Nel contempo contribuisce l’apertura di una scuola e dell’Universita’ per la salvaguardia della cultura Indiana nella riserva del sud Dakota.
Nel 2000 e’ incaricato di occuparsi della segreteria del Visitatore Generale dell’Ordine dei Frati Minori nella regione Benevento e Irpinia. Trasferito a Villa Verucchio nella Comunita’ dell’Ordine di Formazione e di Promozione Vocazionale vi rimane tre anni.
In seguito, collabora con l’Opera Marella a Bologna, e svolge di nuovo l’incarico di Segretario del Visitatore Generale dell’Ordine dei Frati Minori nella regione laziale. Nel congresso Eucaristico di Bari, ha collaborato con la Conferenza Episcopale Italiana (C.E.I.) per l’Accoglienza ai giovani.

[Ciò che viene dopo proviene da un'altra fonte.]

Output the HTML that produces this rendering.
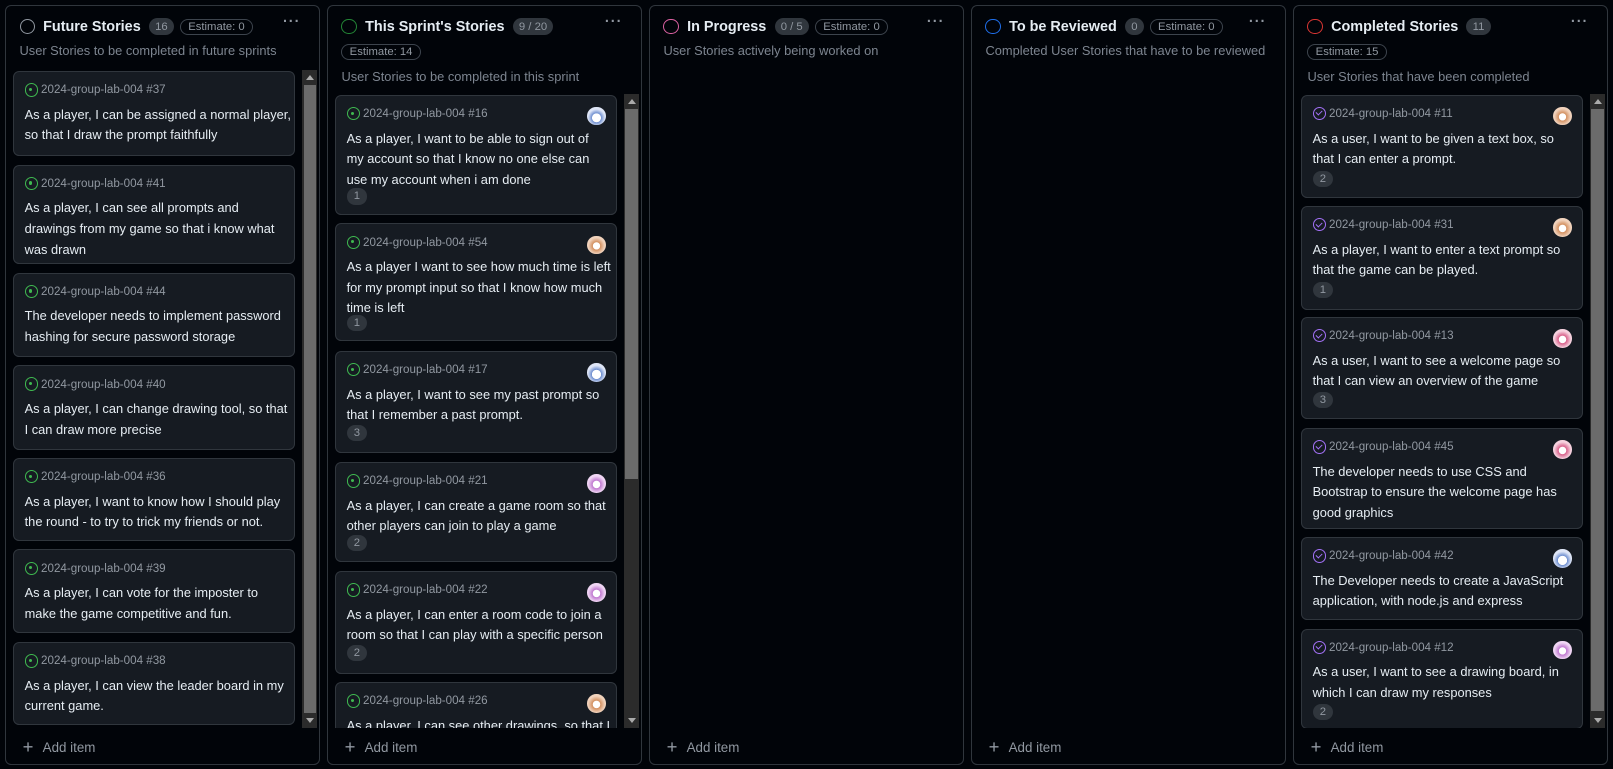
<!DOCTYPE html>
<html><head><style>
*{box-sizing:border-box;margin:0;padding:0}
html,body{width:1613px;height:769px;background:#010409;overflow:hidden}
body{font-family:"Liberation Sans",sans-serif;color:#e6edf3}
#w{position:relative;width:1568px;height:748px;zoom:1.02873}
.col{position:absolute;top:5px;width:306px;height:739px;border:1px solid #30363d;border-radius:6px;background:#010409}
.hd{position:absolute;left:13px;top:12px;display:flex;align-items:center;gap:6px;white-space:nowrap}
.ci{width:15px;height:15px;border-radius:50%;border:1.5px solid;margin-right:2px}
.tt{font-weight:bold;font-size:14px;color:#e6edf3;margin-right:2px}
.cnt{background:#30363d;color:#9198a1;font-size:11px;border-radius:10px;padding:2px 6px}
.est{border:1px solid #3d444d;color:#9198a1;font-size:11px;border-radius:10px;padding:1px 7px}
.dots{position:absolute;right:18px;top:8px;color:#9198a1;font-size:14px;letter-spacing:1px;font-weight:bold}
.desc{position:absolute;left:13px;color:#7d8590;font-size:12.5px;white-space:nowrap}
.list{position:absolute;left:7px;right:3px;overflow:hidden}
.card{position:absolute;left:0;width:274px;background:#161b22;border:1px solid #30363d;border-radius:6px}
.meta{position:absolute;left:10px;top:11px;font-size:11.3px;color:#9198a1;display:flex;align-items:center;gap:3px;white-space:nowrap}
.op{width:13px;height:13px;border-radius:50%;border:1.3px solid #3fb950;position:relative}
.op:after{content:"";position:absolute;left:3.5px;top:3.5px;width:3px;height:3px;border-radius:50%;background:#3fb950}
.dn{width:13px;height:13px;border-radius:50%;border:1.3px solid #a371f7;position:relative}
.dn:after{content:"";position:absolute;left:3px;top:1.5px;width:3px;height:5px;border-right:1.3px solid #a371f7;border-bottom:1.3px solid #a371f7;transform:rotate(45deg)}
.txt{position:absolute;left:10px;top:32px;font-size:12.5px;line-height:20px;color:#e6edf3;white-space:nowrap}
.bd{position:absolute;left:10px;width:20px;height:16px;border-radius:8px;background:#30363d;color:#9198a1;font-size:11px;text-align:center;line-height:16px}
.av{position:absolute;right:10px;top:11px;width:18px;height:18px;border-radius:50%}
.a1{background:radial-gradient(circle at 50% 60%,#fff 30%,#6f8fd0 32%,#dfe6f7 60%)}
.a2{background:radial-gradient(circle at 50% 55%,#fff 25%,#d39060 28%,#f1d3bd 60%)}
.a3{background:radial-gradient(circle at 50% 55%,#fff 25%,#c078d0 28%,#f0d6f4 60%)}
.a4{background:radial-gradient(circle at 50% 55%,#fff 25%,#d8608a 28%,#f6d2df 60%)}
.sb{position:absolute;right:2px;width:14px;background:#2b2b2b}
.th{position:absolute;left:1px;right:1px;background:#6b6b6b}
.ar{position:absolute;left:3px;width:0;height:0;border-left:4px solid transparent;border-right:4px solid transparent}
.add{position:absolute;left:16px;bottom:9px;color:#9198a1;font-size:13px;display:flex;gap:9px;align-items:center}
.add b{font-weight:normal;font-size:18px;line-height:14px}
</style></head><body><div id="w">

<div class="col" style="left:5px">
 <div class="hd"><span class="ci" style="border-color:#9198a1"></span><span class="tt">Future Stories</span><span class="cnt">16</span><span class="est">Estimate: 0</span></div>
 <div class="dots">···</div>
 <div class="desc" style="top:36px">User Stories to be completed in future sprints</div>
 <div class="list" style="top:62px;height:640px">
  <div class="card" style="top:1px;height:83px"><div class="meta"><span class="op"></span>2024-group-lab-004 #37</div><div class="txt">As a player, I can be assigned a normal player,<br>so that I draw the prompt faithfully</div></div>
  <div class="card" style="top:92px;height:97px"><div class="meta"><span class="op"></span>2024-group-lab-004 #41</div><div class="txt">As a player, I can see all prompts and<br>drawings from my game so that i know what<br>was drawn</div></div>
  <div class="card" style="top:197px;height:82px"><div class="meta"><span class="op"></span>2024-group-lab-004 #44</div><div class="txt">The developer needs to implement password<br>hashing for secure password storage</div></div>
  <div class="card" style="top:287px;height:82px"><div class="meta"><span class="op"></span>2024-group-lab-004 #40</div><div class="txt">As a player, I can change drawing tool, so that<br>I can draw more precise</div></div>
  <div class="card" style="top:377px;height:81px"><div class="meta"><span class="op"></span>2024-group-lab-004 #36</div><div class="txt">As a player, I want to know how I should play<br>the round - to try to trick my friends or not.</div></div>
  <div class="card" style="top:466px;height:81px"><div class="meta"><span class="op"></span>2024-group-lab-004 #39</div><div class="txt">As a player, I can vote for the imposter to<br>make the game competitive and fun.</div></div>
  <div class="card" style="top:556px;height:81px"><div class="meta"><span class="op"></span>2024-group-lab-004 #38</div><div class="txt">As a player, I can view the leader board in my<br>current game.</div></div>
 </div>
 <div class="sb" style="top:62px;height:640px"><div class="ar" style="top:5px;border-bottom:5px solid #aaa"></div><div class="th" style="top:15px;height:610px"></div><div class="ar" style="bottom:5px;border-top:5px solid #aaa"></div></div>
 <div class="add"><b>+</b>Add item</div>
</div>

<div class="col" style="left:318px">
 <div class="hd"><span class="ci" style="border-color:#238636"></span><span class="tt">This Sprint's Stories</span><span class="cnt">9 / 20</span></div>
 <div class="dots">···</div>
 <div class="est" style="position:absolute;left:13px;top:37px">Estimate: 14</div>
 <div class="desc" style="top:61px">User Stories to be completed in this sprint</div>
 <div class="list" style="top:85px;height:617px">
  <div class="card" style="top:1px;height:117px"><div class="meta"><span class="op"></span>2024-group-lab-004 #16</div><div class="av a1"></div><div class="txt">As a player, I want to be able to sign out of<br>my account so that I know no one else can<br>use my account when i am done</div><div class="bd" style="top:90px">1</div></div>
  <div class="card" style="top:126px;height:115px"><div class="meta"><span class="op"></span>2024-group-lab-004 #54</div><div class="av a2"></div><div class="txt">As a player I want to see how much time is left<br>for my prompt input so that I know how much<br>time is left</div><div class="bd" style="top:88px">1</div></div>
  <div class="card" style="top:250px;height:99px"><div class="meta"><span class="op"></span>2024-group-lab-004 #17</div><div class="av a1"></div><div class="txt">As a player, I want to see my past prompt so<br>that I remember a past prompt.</div><div class="bd" style="top:71px">3</div></div>
  <div class="card" style="top:358px;height:97px"><div class="meta"><span class="op"></span>2024-group-lab-004 #21</div><div class="av a3"></div><div class="txt">As a player, I can create a game room so that<br>other players can join to play a game</div><div class="bd" style="top:70px">2</div></div>
  <div class="card" style="top:464px;height:100px"><div class="meta"><span class="op"></span>2024-group-lab-004 #22</div><div class="av a3"></div><div class="txt">As a player, I can enter a room code to join a<br>room so that I can play with a specific person</div><div class="bd" style="top:71px">2</div></div>
  <div class="card" style="top:572px;height:90px"><div class="meta"><span class="op"></span>2024-group-lab-004 #26</div><div class="av a2"></div><div class="txt">As a player, I can see other drawings, so that I</div></div>
 </div>
 <div class="sb" style="top:85px;height:617px"><div class="ar" style="top:5px;border-bottom:5px solid #aaa"></div><div class="th" style="top:15px;height:360px"></div><div class="ar" style="bottom:5px;border-top:5px solid #aaa"></div></div>
 <div class="add"><b>+</b>Add item</div>
</div>

<div class="col" style="left:631px">
 <div class="hd"><span class="ci" style="border-color:#db61a2"></span><span class="tt">In Progress</span><span class="cnt">0 / 5</span><span class="est">Estimate: 0</span></div>
 <div class="dots">···</div>
 <div class="desc" style="top:36px">User Stories actively being worked on</div>
 <div class="add"><b>+</b>Add item</div>
</div>

<div class="col" style="left:944px">
 <div class="hd"><span class="ci" style="border-color:#1f6feb"></span><span class="tt">To be Reviewed</span><span class="cnt">0</span><span class="est">Estimate: 0</span></div>
 <div class="dots">···</div>
 <div class="desc" style="top:36px">Completed User Stories that have to be reviewed</div>
 <div class="add"><b>+</b>Add item</div>
</div>

<div class="col" style="left:1257px">
 <div class="hd"><span class="ci" style="border-color:#da3633"></span><span class="tt">Completed Stories</span><span class="cnt">11</span></div>
 <div class="dots">···</div>
 <div class="est" style="position:absolute;left:13px;top:37px">Estimate: 15</div>
 <div class="desc" style="top:61px">User Stories that have been completed</div>
 <div class="list" style="top:85px;height:617px">
  <div class="card" style="top:1px;height:101px"><div class="meta"><span class="dn"></span>2024-group-lab-004 #11</div><div class="av a2"></div><div class="txt">As a user, I want to be given a text box, so<br>that I can enter a prompt.</div><div class="bd" style="top:73px">2</div></div>
  <div class="card" style="top:109px;height:101px"><div class="meta"><span class="dn"></span>2024-group-lab-004 #31</div><div class="av a2"></div><div class="txt">As a player, I want to enter a text prompt so<br>that the game can be played.</div><div class="bd" style="top:73px">1</div></div>
  <div class="card" style="top:217px;height:99px"><div class="meta"><span class="dn"></span>2024-group-lab-004 #13</div><div class="av a4"></div><div class="txt">As a user, I want to see a welcome page so<br>that I can view an overview of the game</div><div class="bd" style="top:72px">3</div></div>
  <div class="card" style="top:325px;height:98px"><div class="meta"><span class="dn"></span>2024-group-lab-004 #45</div><div class="av a4"></div><div class="txt">The developer needs to use CSS and<br>Bootstrap to ensure the welcome page has<br>good graphics</div></div>
  <div class="card" style="top:431px;height:81px"><div class="meta"><span class="dn"></span>2024-group-lab-004 #42</div><div class="av a1"></div><div class="txt">The Developer needs to create a JavaScript<br>application, with node.js and express</div></div>
  <div class="card" style="top:520px;height:98px"><div class="meta"><span class="dn"></span>2024-group-lab-004 #12</div><div class="av a3"></div><div class="txt">As a user, I want to see a drawing board, in<br>which I can draw my responses</div><div class="bd" style="top:72px">2</div></div>
 </div>
 <div class="sb" style="top:85px;height:617px"><div class="ar" style="top:5px;border-bottom:5px solid #aaa"></div><div class="th" style="top:15px;height:585px"></div><div class="ar" style="bottom:5px;border-top:5px solid #aaa"></div></div>
 <div class="add"><b>+</b>Add item</div>
</div>
</div></body></html>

Ha partecipato a diversi incontri di preghiera della comunità di Taize’, con esperienze anche nell’ambito ecumenico.
Il Sabato Santo 14 aprile 2006 avvia la sua nuova esperienza come Eremita dell’ Eremo di Sant’Alberico nella diocesi di Cesena Sarsina. E’ una decisione, questa, senza peraltro dover rigettare l’esperienze fatte lungo il corso di vent’anni di apostolato nell’Ordine dei Frati Minori. In questa scelta si affida alla Beata Vergine di Lourdes per il suo cammino Vocazionale.
Il 2 febbraio 2008 nella Cattedrale di Cesena si consacra con i voti semplici, come eremita.
Nel febbraio 2010 il religioso francescano aveva giurato vita perpetua di solenne consacrazione come eremita, proclamando i suoi voti di povertà, castità ed obbedienza per tutta la vita terrena.
Poco prima di lasciare la vita terrena, l'8 gennaio 2014 Fratel Michele ha avuto il piacere di incontrare Papa Francesco a Roma.
Il 25 Gennaio 2014 Fratel Michele è tornato alla casa del Signore.
Dal 25 ottobre 2015 le sue spoglie riposano nel giardino dell'Eremo.

- Giambattista Ferro
Il 12 aprile 2016 da inizio al suo "anno di prova" all'eremo di sant'Alberico.